Created on 05-30-202312:10 PM - edited on 04-21-202612:08 AM by GrazittiAPI
Have you stumbled upon existing articles on only reading from a managed Hive table using R within CML, but you really want to read/write to an external table (not a Hive Managed table)? Then you've come to the right place!
There are complexities to reading/writing to a Hive-managed table since ACID is involved, as the HWC piece solves. In 2023, if you're looking for ACID capabilities then using Iceberg table format instead of Hive-managed tables is recommended anyways. The Iceberg table format is fully supported throughout CDP.
Let's get on with the steps to easily read/write using R to an external table within CML! Again, without the need for HWC.
Step 1: Created two tables (external) and inserted records
*In this case, I used Cloudera Data Warehouse with an Impala Virtual Warehouse
create database cloudera_r;
create external table cloudera_r.people_table (id int, name string) location 's3a://ryancicak/people_table';
insert into cloudera_r.people_table values (0,'ryan'), (1, 'paul'), (2, 'oleksandr'), (3, 'oliver'), (4,'jd');
create external table cloudera_r.people_new_table (id int, name string) location 's3a://ryancicak/people_new_table';
insert into cloudera_r.people_new_table values (5,'danielle'), (6,'nilesh');
Step 2: Modifying the code in the article above (stripping out HWC) - I'm able to run the code (which I'll include a snippet below so you can copy)

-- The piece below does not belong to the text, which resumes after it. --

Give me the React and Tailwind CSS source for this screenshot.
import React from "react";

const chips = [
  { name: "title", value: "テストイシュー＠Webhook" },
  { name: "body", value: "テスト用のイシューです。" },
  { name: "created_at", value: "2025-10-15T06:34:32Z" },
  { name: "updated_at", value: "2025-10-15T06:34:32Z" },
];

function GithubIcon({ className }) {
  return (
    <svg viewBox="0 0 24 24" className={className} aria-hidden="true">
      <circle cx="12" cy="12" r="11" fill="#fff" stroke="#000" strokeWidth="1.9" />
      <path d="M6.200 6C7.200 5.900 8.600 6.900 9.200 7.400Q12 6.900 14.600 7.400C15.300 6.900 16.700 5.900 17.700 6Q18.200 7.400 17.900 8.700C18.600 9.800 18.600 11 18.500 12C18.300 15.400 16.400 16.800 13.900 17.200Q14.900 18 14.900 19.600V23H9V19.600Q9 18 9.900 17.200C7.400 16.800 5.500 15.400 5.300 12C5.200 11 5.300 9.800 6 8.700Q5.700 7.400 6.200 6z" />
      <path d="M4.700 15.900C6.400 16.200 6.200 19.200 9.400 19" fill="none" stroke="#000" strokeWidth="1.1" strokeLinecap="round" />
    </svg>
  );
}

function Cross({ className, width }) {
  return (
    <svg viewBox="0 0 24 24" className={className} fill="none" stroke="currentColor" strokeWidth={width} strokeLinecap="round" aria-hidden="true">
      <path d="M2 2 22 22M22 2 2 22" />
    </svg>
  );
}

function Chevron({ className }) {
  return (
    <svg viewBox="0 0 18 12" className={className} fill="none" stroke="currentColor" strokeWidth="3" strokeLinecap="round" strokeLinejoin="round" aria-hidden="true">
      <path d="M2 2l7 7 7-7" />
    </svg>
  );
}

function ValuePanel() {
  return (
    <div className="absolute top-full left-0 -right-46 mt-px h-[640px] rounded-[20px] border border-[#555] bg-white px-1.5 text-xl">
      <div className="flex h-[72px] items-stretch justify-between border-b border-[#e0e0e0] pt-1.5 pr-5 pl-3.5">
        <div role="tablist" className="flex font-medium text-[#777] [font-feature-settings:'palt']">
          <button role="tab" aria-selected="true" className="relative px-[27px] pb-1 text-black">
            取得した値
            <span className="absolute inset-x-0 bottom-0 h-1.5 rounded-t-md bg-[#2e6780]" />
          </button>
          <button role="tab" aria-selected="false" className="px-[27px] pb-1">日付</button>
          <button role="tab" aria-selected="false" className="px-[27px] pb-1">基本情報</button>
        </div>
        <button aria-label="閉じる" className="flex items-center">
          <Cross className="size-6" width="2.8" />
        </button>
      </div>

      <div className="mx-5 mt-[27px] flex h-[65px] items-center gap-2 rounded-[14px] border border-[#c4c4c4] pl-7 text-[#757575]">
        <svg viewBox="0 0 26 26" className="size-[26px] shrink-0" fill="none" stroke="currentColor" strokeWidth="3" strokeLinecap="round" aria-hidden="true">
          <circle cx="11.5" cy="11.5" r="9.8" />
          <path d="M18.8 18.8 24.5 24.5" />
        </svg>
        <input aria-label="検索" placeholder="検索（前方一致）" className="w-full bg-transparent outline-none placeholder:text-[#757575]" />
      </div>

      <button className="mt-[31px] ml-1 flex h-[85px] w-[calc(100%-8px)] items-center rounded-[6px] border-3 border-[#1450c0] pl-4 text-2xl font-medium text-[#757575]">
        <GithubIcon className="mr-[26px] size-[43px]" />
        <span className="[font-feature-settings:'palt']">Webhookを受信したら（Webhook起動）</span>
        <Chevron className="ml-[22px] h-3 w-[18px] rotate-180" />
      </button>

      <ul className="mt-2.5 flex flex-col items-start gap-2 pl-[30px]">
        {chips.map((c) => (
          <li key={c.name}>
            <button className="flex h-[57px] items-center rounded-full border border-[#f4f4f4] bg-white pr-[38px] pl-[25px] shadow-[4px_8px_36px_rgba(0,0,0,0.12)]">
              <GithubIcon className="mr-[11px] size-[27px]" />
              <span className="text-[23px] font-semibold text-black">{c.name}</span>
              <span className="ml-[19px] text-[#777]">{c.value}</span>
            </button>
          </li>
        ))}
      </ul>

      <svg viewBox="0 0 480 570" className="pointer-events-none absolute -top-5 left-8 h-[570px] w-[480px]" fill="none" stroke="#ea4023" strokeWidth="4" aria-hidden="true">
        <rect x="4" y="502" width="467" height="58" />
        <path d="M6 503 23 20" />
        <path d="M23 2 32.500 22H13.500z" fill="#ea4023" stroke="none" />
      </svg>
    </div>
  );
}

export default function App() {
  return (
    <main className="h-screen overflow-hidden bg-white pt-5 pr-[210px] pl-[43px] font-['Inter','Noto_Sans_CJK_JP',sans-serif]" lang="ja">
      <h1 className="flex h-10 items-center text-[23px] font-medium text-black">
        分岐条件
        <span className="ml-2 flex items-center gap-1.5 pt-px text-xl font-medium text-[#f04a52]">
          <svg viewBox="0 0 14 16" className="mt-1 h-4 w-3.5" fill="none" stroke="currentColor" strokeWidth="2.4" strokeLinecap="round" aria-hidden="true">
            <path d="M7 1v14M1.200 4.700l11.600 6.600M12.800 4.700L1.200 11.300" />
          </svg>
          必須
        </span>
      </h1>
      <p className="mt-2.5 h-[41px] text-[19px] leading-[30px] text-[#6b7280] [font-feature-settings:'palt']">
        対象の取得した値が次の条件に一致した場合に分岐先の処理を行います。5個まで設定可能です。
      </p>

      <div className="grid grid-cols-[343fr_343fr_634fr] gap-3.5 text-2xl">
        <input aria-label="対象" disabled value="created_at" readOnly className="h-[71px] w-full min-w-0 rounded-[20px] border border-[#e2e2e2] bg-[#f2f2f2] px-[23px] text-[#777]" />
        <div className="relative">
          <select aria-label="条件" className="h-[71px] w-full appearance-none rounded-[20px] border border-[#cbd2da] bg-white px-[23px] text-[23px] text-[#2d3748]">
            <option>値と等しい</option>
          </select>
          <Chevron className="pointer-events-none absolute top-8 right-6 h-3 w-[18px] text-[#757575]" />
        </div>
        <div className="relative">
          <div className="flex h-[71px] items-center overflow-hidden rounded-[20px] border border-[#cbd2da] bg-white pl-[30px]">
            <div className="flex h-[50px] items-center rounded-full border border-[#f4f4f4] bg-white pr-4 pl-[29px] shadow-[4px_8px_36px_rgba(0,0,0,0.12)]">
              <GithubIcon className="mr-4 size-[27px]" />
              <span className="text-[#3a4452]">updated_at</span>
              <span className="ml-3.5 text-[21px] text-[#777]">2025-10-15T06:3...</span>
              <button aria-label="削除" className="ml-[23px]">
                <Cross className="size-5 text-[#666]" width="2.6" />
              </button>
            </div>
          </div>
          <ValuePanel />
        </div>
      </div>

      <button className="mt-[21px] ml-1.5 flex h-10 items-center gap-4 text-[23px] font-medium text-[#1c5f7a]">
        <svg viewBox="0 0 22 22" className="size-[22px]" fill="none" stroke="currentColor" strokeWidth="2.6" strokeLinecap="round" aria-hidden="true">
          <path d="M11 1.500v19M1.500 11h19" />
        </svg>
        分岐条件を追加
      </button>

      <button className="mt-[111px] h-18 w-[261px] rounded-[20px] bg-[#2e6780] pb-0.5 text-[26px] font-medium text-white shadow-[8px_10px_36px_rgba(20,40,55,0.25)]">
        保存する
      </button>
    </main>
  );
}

Since the Hive Metastore contains the S3 location from Impala in Step 1, we do not need to specify the S3 location for Spark to read/write.

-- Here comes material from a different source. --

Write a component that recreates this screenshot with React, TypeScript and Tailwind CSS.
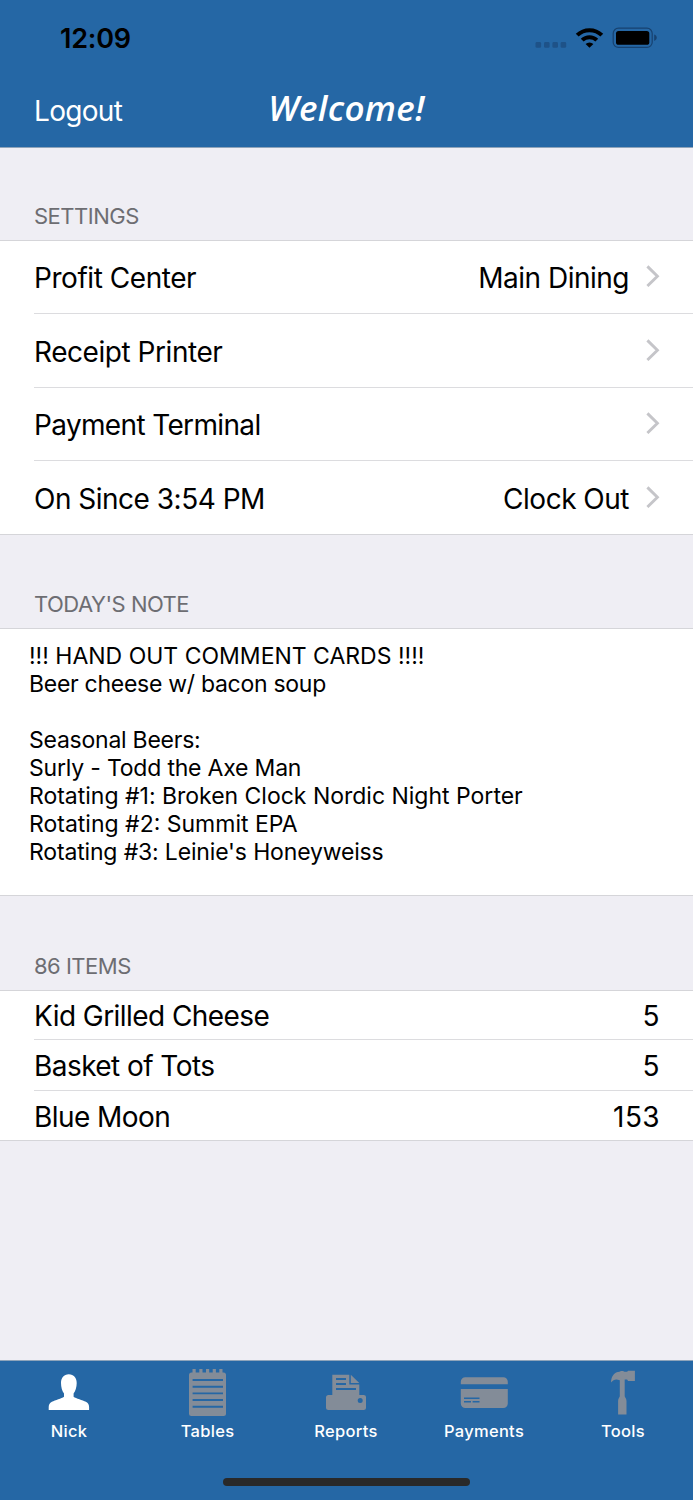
import type { ReactNode } from "react";

const settings = [
  { label: "Profit Center", value: "Main Dining", height: "h-[72px]", track: "tracking-[-0.45px]" },
  { label: "Receipt Printer", value: "", height: "h-[74px]", track: "tracking-[-0.45px]" },
  { label: "Payment Terminal", value: "", height: "h-[73px]", track: "tracking-[-0.65px]" },
  { label: "On Since 3:54 PM", value: "Clock Out", height: "h-[74px]", track: "tracking-[-0.5px]" },
];

const note = [
  { text: "!!! HAND OUT COMMENT CARDS !!!!", track: "tracking-normal" },
  { text: "Beer cheese w/ bacon soup", track: "tracking-[-0.28px]" },
  { text: "", track: "tracking-normal" },
  { text: "Seasonal Beers:", track: "tracking-[-0.24px]" },
  { text: "Surly - Todd the Axe Man", track: "tracking-[-0.2px]" },
  { text: "Rotating #1: Broken Clock Nordic Night Porter", track: "tracking-[-0.01px]" },
  { text: "Rotating #2: Summit EPA", track: "tracking-normal" },
  { text: "Rotating #3: Leinie's Honeyweiss", track: "tracking-[-0.16px]" },
];

const items = [
  { name: "Kid Grilled Cheese", count: 5, height: "h-[48px]" },
  { name: "Basket of Tots", count: 5, height: "h-[51px]" },
  { name: "Blue Moon", count: 153, height: "h-[50px]" },
];

const StatusIcons = () => (
  <svg width="124" height="22" viewBox="535 27 124 22" aria-hidden="true">
    <g fill="#1e5288">
      <rect x="535.5" y="42" width="5.6" height="5.8" rx="1.4" />
      <rect x="544" y="42" width="5.6" height="5.8" rx="1.4" />
      <rect x="552.4" y="42" width="5.6" height="5.8" rx="1.4" />
      <rect x="560.6" y="42" width="5.6" height="5.8" rx="1.4" />
    </g>
    <g fill="none" stroke="#000" strokeWidth="4">
      <path d="M577.2 35.2a17.5 17.5 0 0 1 24.6 0" />
      <path d="M582.2 40.2a10.4 10.4 0 0 1 14.6 0" />
    </g>
    <path d="M585.6 43.9a5.8 5.8 0 0 1 7.8 0L589.5 47.8z" />
    <rect x="613.2" y="28.2" width="39" height="19.2" rx="5.2" fill="none" stroke="#174270" strokeWidth="1.2" />
    <rect x="616" y="31" width="33.3" height="13.8" rx="2.6" />
    <path d="M654.2 34.6c3.4 1.2 3.4 5.2 0 6.4z" fill="#174270" />
  </svg>
);

const Chevron = () => (
  <svg width="14" height="22" viewBox="0 0 14 22" className="ml-[17px] shrink-0 -translate-y-0.5" aria-hidden="true">
    <path d="M1.4 1.4 11.4 11.2l-10 9.8" fill="none" stroke="#c5c5c9" strokeWidth="2.9" />
  </svg>
);

const PersonIcon = () => (
  <svg width="42" height="48" viewBox="48 1368 42 48" fill="#fff" aria-hidden="true">
    <path d="M68.8 1374.3c5 0 7.9 3.6 7.9 8.6 0 4.2-1.3 8-3.1 10.6v3.2c2.4 1.7 9 3.3 12.3 5.1 2.3 1.3 3.2 3 3.2 5.2v3H48.7v-3c0-2.2.9-3.9 3.2-5.2 3.3-1.8 9.7-3.4 12.1-5.1v-3.2c-1.8-2.6-3-6.4-3-10.6 0-5 2.8-8.6 7.8-8.6z" />
  </svg>
);

const NotepadIcon = () => (
  <svg width="38" height="48" viewBox="189 1368 38 48" fill="#838c98" aria-hidden="true">
    <rect x="189" y="1372.6" width="37" height="43.4" rx="2.5" />
    <path d="M192.5 1369h3.2v5h-3.2zM199.3 1369h3.2v5h-3.2zM206 1369h3.2v5H206zM212.7 1369h3.2v5h-3.2zM219.3 1369h3.2v5h-3.2z" />
    <path d="M192.6 1380h30.4M192.6 1386.7h30.4M192.6 1393.4h30.4M192.6 1400h30.4M192.6 1406.8h30.4" stroke="#2567a5" strokeWidth="1.9" />
  </svg>
);

const PrinterIcon = () => (
  <svg width="40" height="48" viewBox="326 1368 40 48" fill="#838c98" aria-hidden="true">
    <path d="M332.3 1374.7h17v9.8h10v10.9h-27zM350.8 1374.7l8.5 8.4h-8.5z" />
    <path d="M336 1379h10M336 1384h10M336 1389h20" stroke="#2567a5" strokeWidth="1.9" />
    <path fillRule="evenodd" d="M328.5 1395h35a2.5 2.5 0 0 1 2.5 2.5v10a2.5 2.5 0 0 1-2.5 2.5h-35a2.5 2.5 0 0 1-2.5-2.5v-10a2.5 2.5 0 0 1 2.5-2.5zM360.2 1398.1a2.5 2.5 0 1 0 0 5 2.5 2.5 0 0 0 0-5z" />
  </svg>
);

const CardIcon = () => (
  <svg width="48" height="48" viewBox="460 1368 48 48" fill="#838c98" aria-hidden="true">
    <path d="M460.8 1384.3v-2.6a4.5 4.5 0 0 1 4.5-4.5h38a4.5 4.5 0 0 1 4.5 4.5v2.6zM460.8 1389h47v14.6a4.5 4.5 0 0 1-4.5 4.5h-38a4.5 4.5 0 0 1-4.5-4.5z" />
    <path d="M464 1398.3h15.5M464 1401.7h7M472.6 1401.7h6.9" stroke="#2567a5" strokeWidth="1.5" />
  </svg>
);

const HammerIcon = () => (
  <svg width="26" height="48" viewBox="610 1368 26 48" fill="#838c98" aria-hidden="true">
    <path d="M611 1382.5c.2-6.6 3.6-10.8 8.5-10.8.6-1 4.4-1 5 0h2.6l1-.9h6.8v10.2h-6.8l-1-1.5h-2.4v16.8c.4 1.3 1.8 2.7 1.8 4.7v13.6h-8.4V1401c0-2 1.3-3.4 1.7-4.7v-16c-3.9-1.5-6.2-.8-8.8 2.2z" />
  </svg>
);

const tabs: { label: string; icon: ReactNode; width: string }[] = [
  { label: "Nick", icon: <PersonIcon />, width: "w-[138px]" },
  { label: "Tables", icon: <NotepadIcon />, width: "w-[139px]" },
  { label: "Reports", icon: <PrinterIcon />, width: "w-[138px]" },
  { label: "Payments", icon: <CardIcon />, width: "w-[138px]" },
  { label: "Tools", icon: <HammerIcon />, width: "w-[140px]" },
];

const SectionHeader = ({ title, className }: { title: string; className: string }) => (
  <h2
    className={`flex items-end border-b border-[#d5d5d9] pl-[34px] pb-[9px] text-[22px] leading-[30px] font-normal tracking-[-0.5px] text-[#6d6d72] ${className}`}
  >
    {title}
  </h2>
);

const App = () => {
  return (
    <div className="flex h-[1500px] w-[693px] flex-col overflow-hidden bg-[#efeef4] font-['Inter','Liberation_Sans',sans-serif] text-black">
      <header className="h-[148px] border-b border-[#8fa4ba] bg-[#2567a5]">
        <div className="flex h-[76px] items-center justify-between pl-[60px] pr-[34px]">
          <span className="pt-0.5 text-[27px] font-semibold tracking-[-0.2px]">12:09</span>
          <StatusIcons />
        </div>
        <div className="grid h-[71px] grid-cols-3 text-white">
          <button className="pb-0.5 pl-[34px] text-left text-[28px] tracking-[-0.7px]">Logout</button>
          <h1 className="pt-2 text-center font-['Open_Sans','Noto_Sans',sans-serif] text-[35px] leading-[48px] font-[650] tracking-[0.3px] italic">
            Welcome!
          </h1>
        </div>
      </header>

      <main className="flex-1">
        <SectionHeader title="SETTINGS" className="h-[93px]" />
        <ul className="border-b border-[#d5d5d9] bg-white pl-[34px]">
          {settings.map((row, index) => (
            <li
              key={row.label}
              className={`flex items-center justify-between pt-0.5 pr-[33px] text-[28px] ${row.height} ${index > 0 ? "border-t border-[#dcdcdf]" : ""}`}
            >
              <span className={row.track}>{row.label}</span>
              <span className="flex items-center tracking-[-0.5px]">
                {row.value}
                <Chevron />
              </span>
            </li>
          ))}
        </ul>

        <SectionHeader title="TODAY'S NOTE" className="h-[94px]" />
        <div className="h-[267px] border-b border-[#d5d5d9] bg-white pl-[29px] pt-[13px] text-[23px] leading-[28px]">
          {note.map((line, index) => (
            <p key={index} className={`h-[28px] whitespace-nowrap ${line.track}`}>
              {line.text}
            </p>
          ))}
        </div>

        <SectionHeader title="86 ITEMS" className="h-[95px]" />
        <ul className="border-b border-[#d5d5d9] bg-white pl-[34px]">
          {items.map((item, index) => (
            <li
              key={item.name}
              className={`flex items-center justify-between pt-0.5 pr-[33px] text-[28px] ${item.height} ${index > 0 ? "border-t border-[#dcdcdf]" : ""}`}
            >
              <span className="tracking-[-0.56px]">{item.name}</span>
              <span className="tracking-[0.4px]">{item.count}</span>
            </li>
          ))}
        </ul>
      </main>

      <footer className="flex h-[140px] flex-col items-center border-t border-[#8fa4ba] bg-[#2567a5]">
        <nav className="flex h-[117px] w-full">
          {tabs.map((tab) => (
            <button
              key={tab.label}
              className={`flex flex-col items-center pt-[7px] text-[16.5px] leading-[24px] font-medium tracking-[0.3px] text-white ${tab.width}`}
            >
              {tab.icon}
              <span className="mt-[3px]">{tab.label}</span>
            </button>
          ))}
        </nav>
        <div className="h-2 w-[247px] rounded-full bg-[#292929]" />
      </footer>
    </div>
  );
};

export default App;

We need the spark.yarn.access.hadoopFileSystem to contain the S3 location that our table is - so Spark has access to read/write. If you make a modification on spark.yarn.access.hadoopFileSystem - it's best to start a new session.
#CONNECT TO DATA LAKE USING SPARK
#Run this once
#install.packages("sparklyr")
#Add library
library(sparklyr)
library(dplyr)
library(DBI)
#Add spark_config()
spark_config()
config <- spark_config()
#Add configuration
config$spark.security.credentials.hiveserver2.enabled="false"
config$spark.datasource.hive.warehouse.read.via.llap="false"
config$spark.sql.hive.hwc.execution.mode="spark"
config$spark.yarn.access.hadoopFileSystems="s3a://ryancicak/"
#config$spark.datasource.hive.warehouse.read.jdbc.mode="spark"
#Connect with spark
sc <- spark_connect(config = config)
#Change database if necessary
spark_session(sc) %>% invoke("sql", "USE cloudera_r")
peopleframe <- tbl(sc, sql("select * from cloudera_r.people_new_table"))
print(peopleframe)
#spark_write_csv(peopleframe,"s3a://ryancicak/testing_people.csv", header=TRUE)
spark_write_table(peopleframe, "cloudera_r.people_table", mode = "append")
#Read and show table
intDf1 <- sparklyr::spark_read_table(sc, 'people_table')
sparklyr::sdf_collect(intDf1)
peopleframe <- tbl(sc, sql("select * from cloudera_r.people_table"))
print(peopleframe)
Notice that the first print table is showing the two rows, Danielle and Nilesh. The second table print is showing the table people_table after we wrote the two new rows, where instead of five initial records, we show seven (since we appended).
I do print the same table twice - just showing two different ways to read from a table (I prefer the SQL option).
If you do not choose the correct bucket name (the S3 bucket where you're reading/writing tables) - you'll receive an error. In my case, I receive a RAZ 401 error (since I have RAZ enabled). If I change my bucket after running one in my session, I'll still get the error. I need to stop and then start a new session to take in the correct bucket.
I can add multiple S3 locations separated with commas.
Notice that I changed my hadoopFileSystems to "differents3bucket" and receive the access error. Even if I change back to "ryancicak", I still receive an access error until I start a new session.